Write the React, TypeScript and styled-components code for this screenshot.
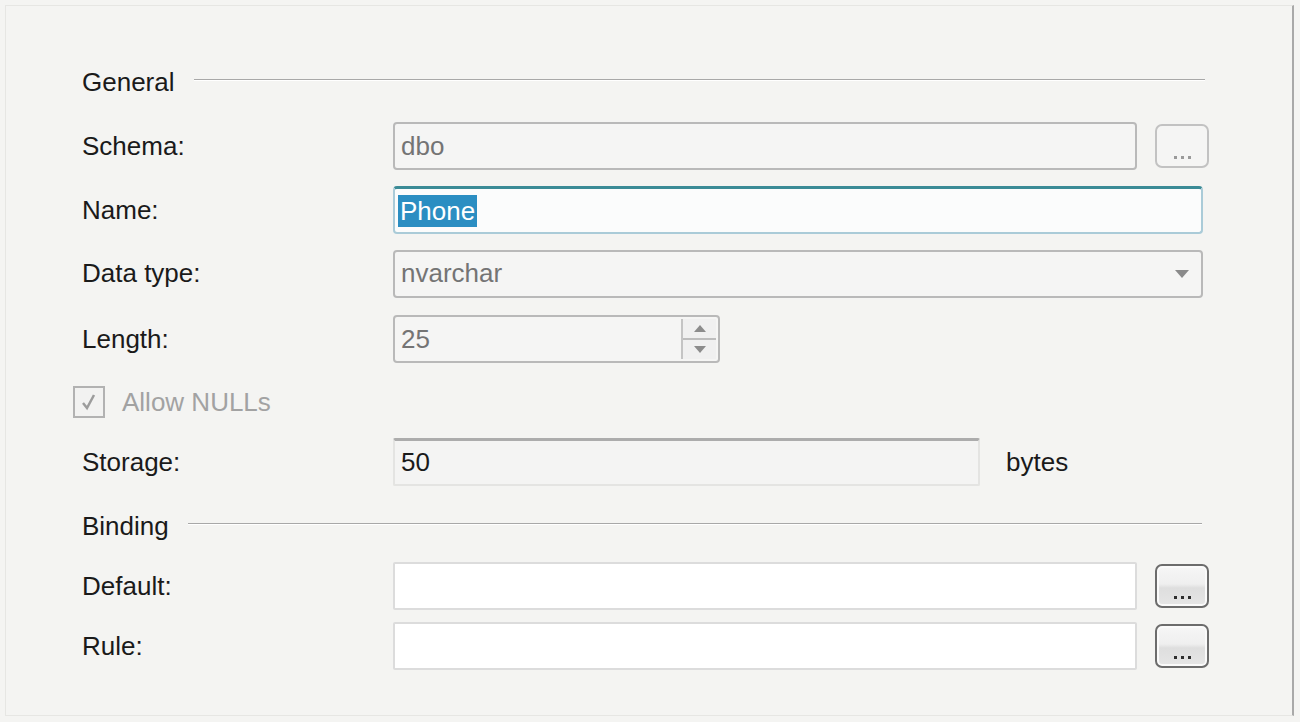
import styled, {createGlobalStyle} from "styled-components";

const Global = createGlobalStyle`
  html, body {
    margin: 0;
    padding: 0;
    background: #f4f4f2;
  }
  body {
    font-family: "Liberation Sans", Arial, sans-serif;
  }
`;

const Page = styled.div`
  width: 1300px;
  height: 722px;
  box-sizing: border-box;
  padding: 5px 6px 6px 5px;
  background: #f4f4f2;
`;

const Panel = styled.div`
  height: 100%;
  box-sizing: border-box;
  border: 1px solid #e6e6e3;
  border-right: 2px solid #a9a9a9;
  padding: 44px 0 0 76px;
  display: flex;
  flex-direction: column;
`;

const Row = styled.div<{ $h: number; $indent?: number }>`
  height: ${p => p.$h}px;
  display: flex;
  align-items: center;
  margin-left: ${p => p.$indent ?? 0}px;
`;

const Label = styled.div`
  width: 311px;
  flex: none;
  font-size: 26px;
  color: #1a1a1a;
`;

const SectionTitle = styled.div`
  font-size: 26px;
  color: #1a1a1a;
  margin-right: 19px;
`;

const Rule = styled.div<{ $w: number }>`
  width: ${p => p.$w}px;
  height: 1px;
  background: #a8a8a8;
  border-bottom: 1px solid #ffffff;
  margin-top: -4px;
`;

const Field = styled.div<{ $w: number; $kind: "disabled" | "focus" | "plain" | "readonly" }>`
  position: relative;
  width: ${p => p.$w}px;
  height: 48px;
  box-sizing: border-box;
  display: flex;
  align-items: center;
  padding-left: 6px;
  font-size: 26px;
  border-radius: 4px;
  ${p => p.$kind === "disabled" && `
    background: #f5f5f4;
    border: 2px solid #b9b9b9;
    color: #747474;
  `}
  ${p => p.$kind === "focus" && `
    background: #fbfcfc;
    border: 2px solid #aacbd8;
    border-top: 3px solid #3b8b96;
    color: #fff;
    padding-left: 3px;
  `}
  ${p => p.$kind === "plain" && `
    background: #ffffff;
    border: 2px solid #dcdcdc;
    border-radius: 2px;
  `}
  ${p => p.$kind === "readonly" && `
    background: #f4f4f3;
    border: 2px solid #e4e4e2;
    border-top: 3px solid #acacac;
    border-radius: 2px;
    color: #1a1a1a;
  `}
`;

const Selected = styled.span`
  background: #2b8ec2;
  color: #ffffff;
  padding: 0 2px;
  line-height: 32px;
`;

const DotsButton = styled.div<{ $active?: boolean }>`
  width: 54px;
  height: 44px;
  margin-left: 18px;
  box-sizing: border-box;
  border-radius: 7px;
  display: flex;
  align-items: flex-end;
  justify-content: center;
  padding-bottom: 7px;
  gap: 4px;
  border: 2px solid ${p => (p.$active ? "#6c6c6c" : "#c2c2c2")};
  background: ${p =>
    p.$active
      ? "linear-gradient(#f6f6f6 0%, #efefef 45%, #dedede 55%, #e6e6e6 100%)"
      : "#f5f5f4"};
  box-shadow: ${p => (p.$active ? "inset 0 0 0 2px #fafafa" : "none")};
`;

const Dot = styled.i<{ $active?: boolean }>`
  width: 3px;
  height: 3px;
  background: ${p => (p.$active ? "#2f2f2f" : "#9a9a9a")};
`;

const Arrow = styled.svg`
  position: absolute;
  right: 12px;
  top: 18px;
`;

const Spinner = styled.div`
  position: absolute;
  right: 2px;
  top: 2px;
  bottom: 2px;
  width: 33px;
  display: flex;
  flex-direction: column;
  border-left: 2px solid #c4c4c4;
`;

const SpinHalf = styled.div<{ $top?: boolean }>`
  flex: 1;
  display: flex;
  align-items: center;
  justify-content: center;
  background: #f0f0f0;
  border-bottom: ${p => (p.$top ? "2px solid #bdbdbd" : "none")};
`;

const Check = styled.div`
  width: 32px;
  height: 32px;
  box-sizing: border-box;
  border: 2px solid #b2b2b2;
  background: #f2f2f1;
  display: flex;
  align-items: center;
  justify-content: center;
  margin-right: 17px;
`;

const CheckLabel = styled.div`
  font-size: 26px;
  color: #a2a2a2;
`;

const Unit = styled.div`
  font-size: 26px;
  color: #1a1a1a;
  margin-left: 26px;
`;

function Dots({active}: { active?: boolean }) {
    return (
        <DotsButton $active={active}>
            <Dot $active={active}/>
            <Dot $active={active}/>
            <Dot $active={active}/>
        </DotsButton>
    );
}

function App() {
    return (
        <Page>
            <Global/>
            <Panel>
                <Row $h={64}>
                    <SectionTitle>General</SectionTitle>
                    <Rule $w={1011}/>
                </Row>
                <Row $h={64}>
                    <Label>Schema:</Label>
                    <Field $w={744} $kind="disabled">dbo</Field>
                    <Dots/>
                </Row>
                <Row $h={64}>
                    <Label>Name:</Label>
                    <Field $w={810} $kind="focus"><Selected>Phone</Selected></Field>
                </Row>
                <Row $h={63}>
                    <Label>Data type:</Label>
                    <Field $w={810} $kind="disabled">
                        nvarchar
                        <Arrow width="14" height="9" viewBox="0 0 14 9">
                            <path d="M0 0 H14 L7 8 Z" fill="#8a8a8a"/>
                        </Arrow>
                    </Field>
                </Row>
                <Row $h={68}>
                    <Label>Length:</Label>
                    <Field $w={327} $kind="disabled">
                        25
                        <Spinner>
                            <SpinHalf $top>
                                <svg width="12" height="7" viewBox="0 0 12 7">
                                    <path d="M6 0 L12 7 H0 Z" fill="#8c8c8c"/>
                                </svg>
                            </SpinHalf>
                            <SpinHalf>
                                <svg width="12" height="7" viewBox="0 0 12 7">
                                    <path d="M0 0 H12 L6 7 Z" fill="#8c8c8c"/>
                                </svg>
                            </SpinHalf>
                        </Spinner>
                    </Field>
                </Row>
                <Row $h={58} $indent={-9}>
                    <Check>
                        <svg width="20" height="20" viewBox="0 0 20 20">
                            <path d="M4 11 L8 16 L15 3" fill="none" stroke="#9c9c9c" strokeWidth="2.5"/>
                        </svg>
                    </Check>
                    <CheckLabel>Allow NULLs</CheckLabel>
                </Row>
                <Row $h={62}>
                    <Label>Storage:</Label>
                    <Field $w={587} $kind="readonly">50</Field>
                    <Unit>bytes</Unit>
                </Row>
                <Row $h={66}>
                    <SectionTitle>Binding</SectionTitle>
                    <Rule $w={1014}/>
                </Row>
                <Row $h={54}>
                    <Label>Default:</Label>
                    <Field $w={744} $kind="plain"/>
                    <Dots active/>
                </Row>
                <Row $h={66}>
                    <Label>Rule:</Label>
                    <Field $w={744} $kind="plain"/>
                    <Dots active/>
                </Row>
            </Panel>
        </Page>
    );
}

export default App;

══════════════════════════════

**Work to be completed**
Give every line above again exactly, with no pictures.

**Answer in full**
Write the React, TypeScript and styled-components code for this screenshot.
import styled, {createGlobalStyle} from "styled-components";

const Global = createGlobalStyle`
  html, body {
    margin: 0;
    padding: 0;
    background: #f4f4f2;
  }
  body {
    font-family: "Liberation Sans", Arial, sans-serif;
  }
`;

const Page = styled.div`
  width: 1300px;
  height: 722px;
  box-sizing: border-box;
  padding: 5px 6px 6px 5px;
  background: #f4f4f2;
`;

const Panel = styled.div`
  height: 100%;
  box-sizing: border-box;
  border: 1px solid #e6e6e3;
  border-right: 2px solid #a9a9a9;
  padding: 44px 0 0 76px;
  display: flex;
  flex-direction: column;
`;

const Row = styled.div<{ $h: number; $indent?: number }>`
  height: ${p => p.$h}px;
  display: flex;
  align-items: center;
  margin-left: ${p => p.$indent ?? 0}px;
`;

const Label = styled.div`
  width: 311px;
  flex: none;
  font-size: 26px;
  color: #1a1a1a;
`;

const SectionTitle = styled.div`
  font-size: 26px;
  color: #1a1a1a;
  margin-right: 19px;
`;

const Rule = styled.div<{ $w: number }>`
  width: ${p => p.$w}px;
  height: 1px;
  background: #a8a8a8;
  border-bottom: 1px solid #ffffff;
  margin-top: -4px;
`;

const Field = styled.div<{ $w: number; $kind: "disabled" | "focus" | "plain" | "readonly" }>`
  position: relative;
  width: ${p => p.$w}px;
  height: 48px;
  box-sizing: border-box;
  display: flex;
  align-items: center;
  padding-left: 6px;
  font-size: 26px;
  border-radius: 4px;
  ${p => p.$kind === "disabled" && `
    background: #f5f5f4;
    border: 2px solid #b9b9b9;
    color: #747474;
  `}
  ${p => p.$kind === "focus" && `
    background: #fbfcfc;
    border: 2px solid #aacbd8;
    border-top: 3px solid #3b8b96;
    color: #fff;
    padding-left: 3px;
  `}
  ${p => p.$kind === "plain" && `
    background: #ffffff;
    border: 2px solid #dcdcdc;
    border-radius: 2px;
  `}
  ${p => p.$kind === "readonly" && `
    background: #f4f4f3;
    border: 2px solid #e4e4e2;
    border-top: 3px solid #acacac;
    border-radius: 2px;
    color: #1a1a1a;
  `}
`;

const Selected = styled.span`
  background: #2b8ec2;
  color: #ffffff;
  padding: 0 2px;
  line-height: 32px;
`;

const DotsButton = styled.div<{ $active?: boolean }>`
  width: 54px;
  height: 44px;
  margin-left: 18px;
  box-sizing: border-box;
  border-radius: 7px;
  display: flex;
  align-items: flex-end;
  justify-content: center;
  padding-bottom: 7px;
  gap: 4px;
  border: 2px solid ${p => (p.$active ? "#6c6c6c" : "#c2c2c2")};
  background: ${p =>
    p.$active
      ? "linear-gradient(#f6f6f6 0%, #efefef 45%, #dedede 55%, #e6e6e6 100%)"
      : "#f5f5f4"};
  box-shadow: ${p => (p.$active ? "inset 0 0 0 2px #fafafa" : "none")};
`;

const Dot = styled.i<{ $active?: boolean }>`
  width: 3px;
  height: 3px;
  background: ${p => (p.$active ? "#2f2f2f" : "#9a9a9a")};
`;

const Arrow = styled.svg`
  position: absolute;
  right: 12px;
  top: 18px;
`;

const Spinner = styled.div`
  position: absolute;
  right: 2px;
  top: 2px;
  bottom: 2px;
  width: 33px;
  display: flex;
  flex-direction: column;
  border-left: 2px solid #c4c4c4;
`;

const SpinHalf = styled.div<{ $top?: boolean }>`
  flex: 1;
  display: flex;
  align-items: center;
  justify-content: center;
  background: #f0f0f0;
  border-bottom: ${p => (p.$top ? "2px solid #bdbdbd" : "none")};
`;

const Check = styled.div`
  width: 32px;
  height: 32px;
  box-sizing: border-box;
  border: 2px solid #b2b2b2;
  background: #f2f2f1;
  display: flex;
  align-items: center;
  justify-content: center;
  margin-right: 17px;
`;

const CheckLabel = styled.div`
  font-size: 26px;
  color: #a2a2a2;
`;

const Unit = styled.div`
  font-size: 26px;
  color: #1a1a1a;
  margin-left: 26px;
`;

function Dots({active}: { active?: boolean }) {
    return (
        <DotsButton $active={active}>
            <Dot $active={active}/>
            <Dot $active={active}/>
            <Dot $active={active}/>
        </DotsButton>
    );
}

function App() {
    return (
        <Page>
            <Global/>
            <Panel>
                <Row $h={64}>
                    <SectionTitle>General</SectionTitle>
                    <Rule $w={1011}/>
                </Row>
                <Row $h={64}>
                    <Label>Schema:</Label>
                    <Field $w={744} $kind="disabled">dbo</Field>
                    <Dots/>
                </Row>
                <Row $h={64}>
                    <Label>Name:</Label>
                    <Field $w={810} $kind="focus"><Selected>Phone</Selected></Field>
                </Row>
                <Row $h={63}>
                    <Label>Data type:</Label>
                    <Field $w={810} $kind="disabled">
                        nvarchar
                        <Arrow width="14" height="9" viewBox="0 0 14 9">
                            <path d="M0 0 H14 L7 8 Z" fill="#8a8a8a"/>
                        </Arrow>
                    </Field>
                </Row>
                <Row $h={68}>
                    <Label>Length:</Label>
                    <Field $w={327} $kind="disabled">
                        25
                        <Spinner>
                            <SpinHalf $top>
                                <svg width="12" height="7" viewBox="0 0 12 7">
                                    <path d="M6 0 L12 7 H0 Z" fill="#8c8c8c"/>
                                </svg>
                            </SpinHalf>
                            <SpinHalf>
                                <svg width="12" height="7" viewBox="0 0 12 7">
                                    <path d="M0 0 H12 L6 7 Z" fill="#8c8c8c"/>
                                </svg>
                            </SpinHalf>
                        </Spinner>
                    </Field>
                </Row>
                <Row $h={58} $indent={-9}>
                    <Check>
                        <svg width="20" height="20" viewBox="0 0 20 20">
                            <path d="M4 11 L8 16 L15 3" fill="none" stroke="#9c9c9c" strokeWidth="2.5"/>
                        </svg>
                    </Check>
                    <CheckLabel>Allow NULLs</CheckLabel>
                </Row>
                <Row $h={62}>
                    <Label>Storage:</Label>
                    <Field $w={587} $kind="readonly">50</Field>
                    <Unit>bytes</Unit>
                </Row>
                <Row $h={66}>
                    <SectionTitle>Binding</SectionTitle>
                    <Rule $w={1014}/>
                </Row>
                <Row $h={54}>
                    <Label>Default:</Label>
                    <Field $w={744} $kind="plain"/>
                    <Dots active/>
                </Row>
                <Row $h={66}>
                    <Label>Rule:</Label>
                    <Field $w={744} $kind="plain"/>
                    <Dots active/>
                </Row>
            </Panel>
        </Page>
    );
}

export default App;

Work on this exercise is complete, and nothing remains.